- [WHAT TO PRODUCE]: Out of the lines below, please list those that hold the string "styles".

- [ITEMS]:
···

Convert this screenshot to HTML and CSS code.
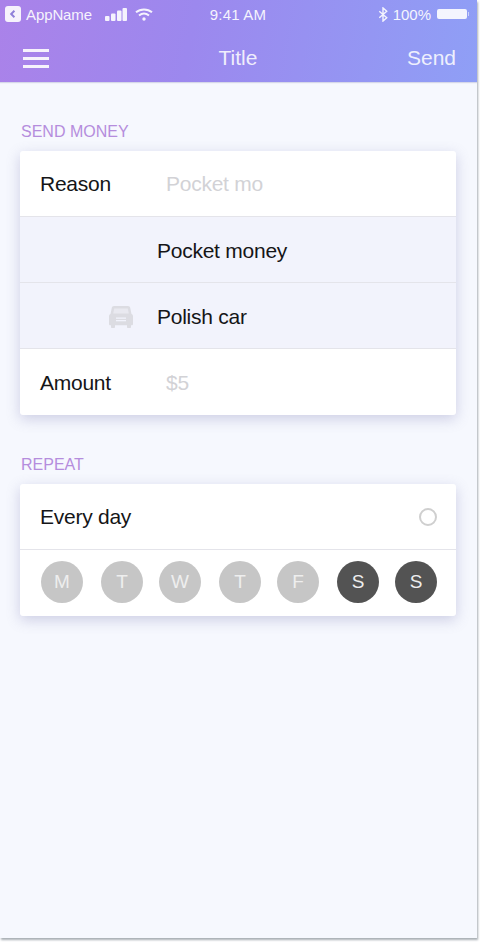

···

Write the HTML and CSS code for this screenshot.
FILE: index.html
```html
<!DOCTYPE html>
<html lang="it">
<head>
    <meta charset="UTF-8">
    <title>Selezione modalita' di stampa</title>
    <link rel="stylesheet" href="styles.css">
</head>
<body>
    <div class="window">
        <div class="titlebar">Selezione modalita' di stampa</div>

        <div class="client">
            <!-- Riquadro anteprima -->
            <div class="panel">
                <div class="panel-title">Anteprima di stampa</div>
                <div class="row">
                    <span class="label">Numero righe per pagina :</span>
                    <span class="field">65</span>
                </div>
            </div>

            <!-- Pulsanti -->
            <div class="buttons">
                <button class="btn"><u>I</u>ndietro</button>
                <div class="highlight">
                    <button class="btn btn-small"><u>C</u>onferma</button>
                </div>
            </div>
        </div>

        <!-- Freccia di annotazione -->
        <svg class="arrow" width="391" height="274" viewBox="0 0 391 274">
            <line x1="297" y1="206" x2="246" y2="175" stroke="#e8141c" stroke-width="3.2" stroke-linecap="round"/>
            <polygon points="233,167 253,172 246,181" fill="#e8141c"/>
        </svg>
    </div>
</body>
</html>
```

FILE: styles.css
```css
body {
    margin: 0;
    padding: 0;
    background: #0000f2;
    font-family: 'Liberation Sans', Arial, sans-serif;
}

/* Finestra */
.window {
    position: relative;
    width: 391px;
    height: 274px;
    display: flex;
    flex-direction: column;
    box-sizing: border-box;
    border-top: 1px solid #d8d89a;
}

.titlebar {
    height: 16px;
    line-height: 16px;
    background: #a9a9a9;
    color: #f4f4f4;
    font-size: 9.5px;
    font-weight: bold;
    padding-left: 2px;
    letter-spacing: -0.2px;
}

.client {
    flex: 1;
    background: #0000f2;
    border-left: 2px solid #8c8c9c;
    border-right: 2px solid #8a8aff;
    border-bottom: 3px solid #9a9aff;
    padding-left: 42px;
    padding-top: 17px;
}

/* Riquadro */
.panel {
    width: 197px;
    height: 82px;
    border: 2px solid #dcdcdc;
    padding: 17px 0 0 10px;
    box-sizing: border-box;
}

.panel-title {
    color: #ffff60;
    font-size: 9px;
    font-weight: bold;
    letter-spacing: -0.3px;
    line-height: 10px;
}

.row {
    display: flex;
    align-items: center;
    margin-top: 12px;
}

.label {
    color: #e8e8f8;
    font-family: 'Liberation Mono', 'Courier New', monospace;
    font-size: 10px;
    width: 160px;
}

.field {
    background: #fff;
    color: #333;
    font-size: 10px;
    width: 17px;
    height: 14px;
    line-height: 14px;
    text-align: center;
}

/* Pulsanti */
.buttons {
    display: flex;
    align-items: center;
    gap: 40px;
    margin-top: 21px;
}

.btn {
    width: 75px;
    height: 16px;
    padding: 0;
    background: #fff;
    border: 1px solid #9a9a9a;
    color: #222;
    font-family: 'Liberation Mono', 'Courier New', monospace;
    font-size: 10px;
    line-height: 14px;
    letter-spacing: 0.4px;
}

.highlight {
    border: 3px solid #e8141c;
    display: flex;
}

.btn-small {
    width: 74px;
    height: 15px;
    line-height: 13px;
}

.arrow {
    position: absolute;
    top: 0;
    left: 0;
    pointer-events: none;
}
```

···

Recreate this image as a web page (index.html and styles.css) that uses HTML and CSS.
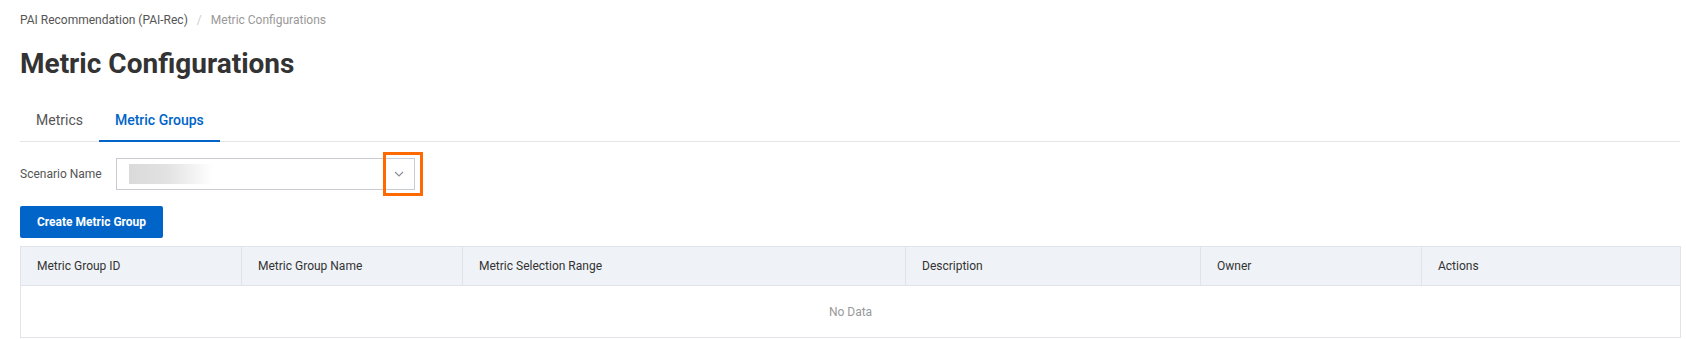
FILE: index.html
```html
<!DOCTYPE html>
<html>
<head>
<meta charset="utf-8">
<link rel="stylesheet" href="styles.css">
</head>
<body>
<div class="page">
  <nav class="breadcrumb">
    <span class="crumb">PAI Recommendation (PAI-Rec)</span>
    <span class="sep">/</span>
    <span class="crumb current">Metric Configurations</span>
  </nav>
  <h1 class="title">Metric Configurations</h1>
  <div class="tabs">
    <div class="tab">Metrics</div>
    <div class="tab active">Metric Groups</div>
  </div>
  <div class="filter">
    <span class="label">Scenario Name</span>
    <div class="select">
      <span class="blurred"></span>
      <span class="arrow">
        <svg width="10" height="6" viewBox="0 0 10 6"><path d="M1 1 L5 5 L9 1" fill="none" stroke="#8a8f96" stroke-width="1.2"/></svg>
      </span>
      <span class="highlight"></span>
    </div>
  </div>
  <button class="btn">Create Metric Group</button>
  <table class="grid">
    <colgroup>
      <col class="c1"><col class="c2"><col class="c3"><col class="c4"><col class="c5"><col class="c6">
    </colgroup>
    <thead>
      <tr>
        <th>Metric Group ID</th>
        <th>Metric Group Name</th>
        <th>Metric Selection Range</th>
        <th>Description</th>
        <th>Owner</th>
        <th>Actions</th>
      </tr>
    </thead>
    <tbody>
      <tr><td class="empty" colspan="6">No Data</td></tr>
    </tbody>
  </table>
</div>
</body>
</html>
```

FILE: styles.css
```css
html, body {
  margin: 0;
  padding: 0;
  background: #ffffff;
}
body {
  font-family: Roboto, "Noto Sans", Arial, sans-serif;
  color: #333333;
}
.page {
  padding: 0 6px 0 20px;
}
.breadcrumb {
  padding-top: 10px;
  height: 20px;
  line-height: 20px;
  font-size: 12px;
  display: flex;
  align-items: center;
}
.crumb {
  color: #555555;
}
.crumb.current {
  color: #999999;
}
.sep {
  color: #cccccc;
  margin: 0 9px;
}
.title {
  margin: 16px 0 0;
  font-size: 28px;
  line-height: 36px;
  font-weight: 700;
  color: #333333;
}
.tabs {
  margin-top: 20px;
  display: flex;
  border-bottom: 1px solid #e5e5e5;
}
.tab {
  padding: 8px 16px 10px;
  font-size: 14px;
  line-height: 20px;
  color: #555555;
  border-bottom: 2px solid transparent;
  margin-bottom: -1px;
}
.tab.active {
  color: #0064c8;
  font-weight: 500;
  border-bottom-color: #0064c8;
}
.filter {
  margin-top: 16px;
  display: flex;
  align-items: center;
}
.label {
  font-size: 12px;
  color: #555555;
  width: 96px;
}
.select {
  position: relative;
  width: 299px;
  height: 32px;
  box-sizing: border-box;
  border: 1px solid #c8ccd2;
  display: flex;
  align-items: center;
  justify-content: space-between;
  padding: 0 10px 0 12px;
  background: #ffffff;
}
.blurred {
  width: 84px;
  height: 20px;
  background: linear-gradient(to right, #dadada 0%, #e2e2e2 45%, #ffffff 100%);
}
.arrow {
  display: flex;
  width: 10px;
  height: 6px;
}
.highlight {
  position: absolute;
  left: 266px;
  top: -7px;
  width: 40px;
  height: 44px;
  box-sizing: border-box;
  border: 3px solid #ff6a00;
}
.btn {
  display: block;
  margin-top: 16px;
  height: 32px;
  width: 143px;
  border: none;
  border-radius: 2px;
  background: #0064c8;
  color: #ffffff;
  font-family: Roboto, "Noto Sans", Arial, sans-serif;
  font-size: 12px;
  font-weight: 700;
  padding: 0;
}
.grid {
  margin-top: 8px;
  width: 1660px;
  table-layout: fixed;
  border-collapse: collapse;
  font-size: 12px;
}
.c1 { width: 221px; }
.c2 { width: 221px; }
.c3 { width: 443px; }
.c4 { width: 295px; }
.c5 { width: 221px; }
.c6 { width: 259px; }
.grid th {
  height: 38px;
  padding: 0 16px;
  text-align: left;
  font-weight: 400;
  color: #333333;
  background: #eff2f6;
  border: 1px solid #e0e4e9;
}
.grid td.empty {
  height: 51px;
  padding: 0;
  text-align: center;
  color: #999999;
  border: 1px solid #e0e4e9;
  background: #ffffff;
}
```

···

- [TASK RESULT]:
    <link rel="stylesheet" href="styles.css">
FILE: styles.css
Recreate this image as a web page (index.html and styles.css) that uses HTML and CSS.
<link rel="stylesheet" href="styles.css">
FILE: styles.css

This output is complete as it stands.